There is an important distinction emerging inside the UAE itself.
Dubai has become the flashy public face of crypto — attracting exchanges, influencers, startups, and consumer-facing Web3 companies. Abu Dhabi, meanwhile, is becoming the institutional fortress.
That split appears intentional.
While Dubai focuses on broad ecosystem growth, Abu Dhabi is concentrating on custody, regulated finance, tokenization, and institutional-grade infrastructure.
For Wall Street firms, Abu Dhabi increasingly looks less like a crypto experiment and more like a future financial operating system.
That explains why custody businesses, derivatives platforms, and tokenization firms are clustering there.
The migration is not ideological.

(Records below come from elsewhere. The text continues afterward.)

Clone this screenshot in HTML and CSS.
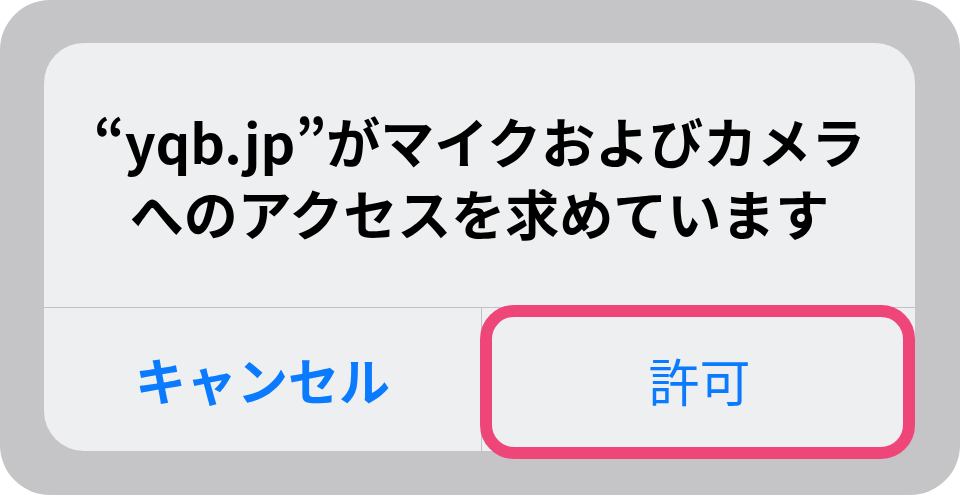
FILE: index.html
```html
<!DOCTYPE html>
<html lang="ja">
<head>
<meta charset="utf-8">
<link rel="stylesheet" href="styles.css">
</head>
<body>
<div class="frame">
  <div class="dialog">
    <div class="message">
      <p class="title">“yqb.jp”がマイクおよびカメラ<br>へのアクセスを求めています</p>
    </div>
    <div class="actions">
      <div class="btn cancel">キャンセル</div>
      <div class="btn allow">許可<span class="highlight"></span></div>
    </div>
  </div>
</div>
</body>
</html>
```

FILE: styles.css
```css
html, body {
  margin: 0;
  padding: 0;
  background: #ffffff;
}
.frame {
  width: 960px;
  height: 495px;
  box-sizing: border-box;
  background: #c5c5c7;
  border-radius: 50px;
  padding: 43px 45px 44px 44px;
}
.dialog {
  height: 100%;
  background: #eeeff0;
  border-radius: 40px;
  display: flex;
  flex-direction: column;
}
.message {
  height: 265px;
  box-sizing: border-box;
  border-bottom: 1px solid #c2c2c4;
  display: flex;
  align-items: center;
  justify-content: center;
}
.title {
  margin: 0;
  padding-top: 4px;
  font-family: "Noto Sans CJK JP", "Noto Sans", sans-serif;
  font-weight: 700;
  font-size: 54px;
  line-height: 72px;
  color: #000;
  text-align: center;
}
.actions {
  flex: 1;
  display: grid;
  grid-template-columns: 437px 1fr;
}
.btn {
  position: relative;
  display: flex;
  align-items: center;
  justify-content: center;
  font-family: "Noto Sans CJK JP", sans-serif;
  font-size: 51px;
  color: #0a7aff;
}
.cancel {
  font-weight: 700;
  padding-bottom: 2px;
}
.allow {
  font-weight: 400;
  border-left: 1px solid #c2c2c4;
  padding-left: 2px;
}
.highlight {
  position: absolute;
  top: -3px;
  left: -2px;
  right: 0;
  bottom: -8px;
  border: 12px solid #ee4678;
  border-radius: 34px;
}
```
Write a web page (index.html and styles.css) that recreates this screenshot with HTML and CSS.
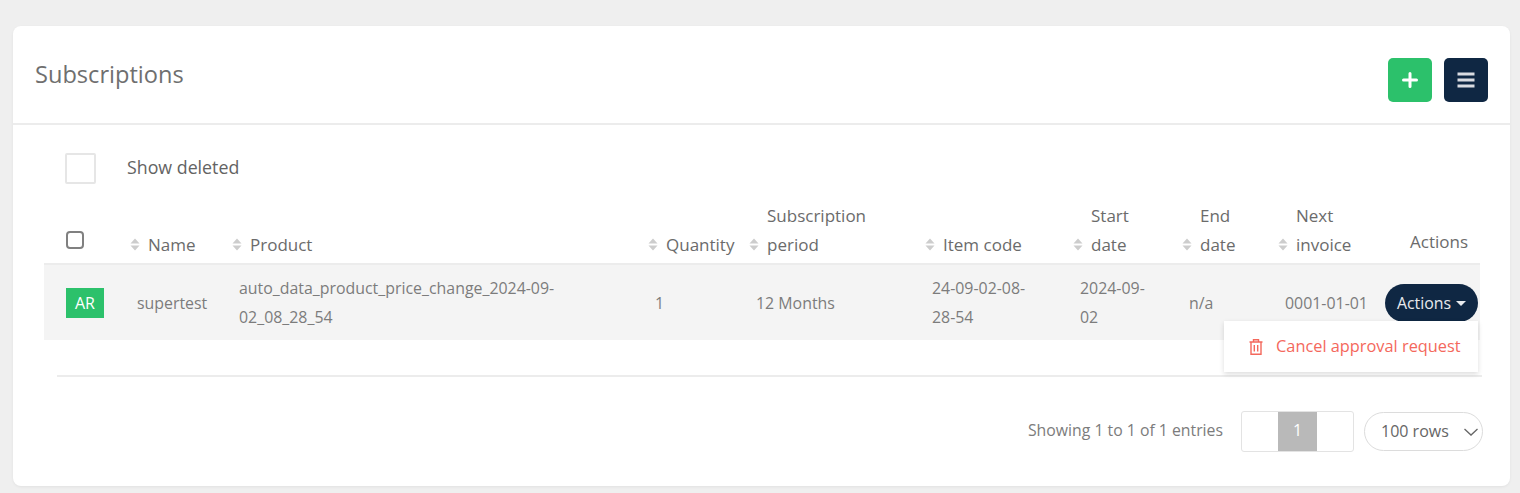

It is operational.
The most revealing part of Wall Street’s Middle East pivot is what it says about confidence in Western financial leadership.
Banks are effectively signaling that the next phase of digital finance may develop faster outside the traditional Western regulatory core.
That would have sounded absurd five years ago.
Today, it feels increasingly obvious.
The future of finance may still trade in dollars, but the infrastructure supporting it could increasingly sit in Abu Dhabi server rooms, Gulf regulatory zones, and sovereign-backed blockchain networks.
Crypto custody is becoming geopolitical.
And Wall Street has already started moving.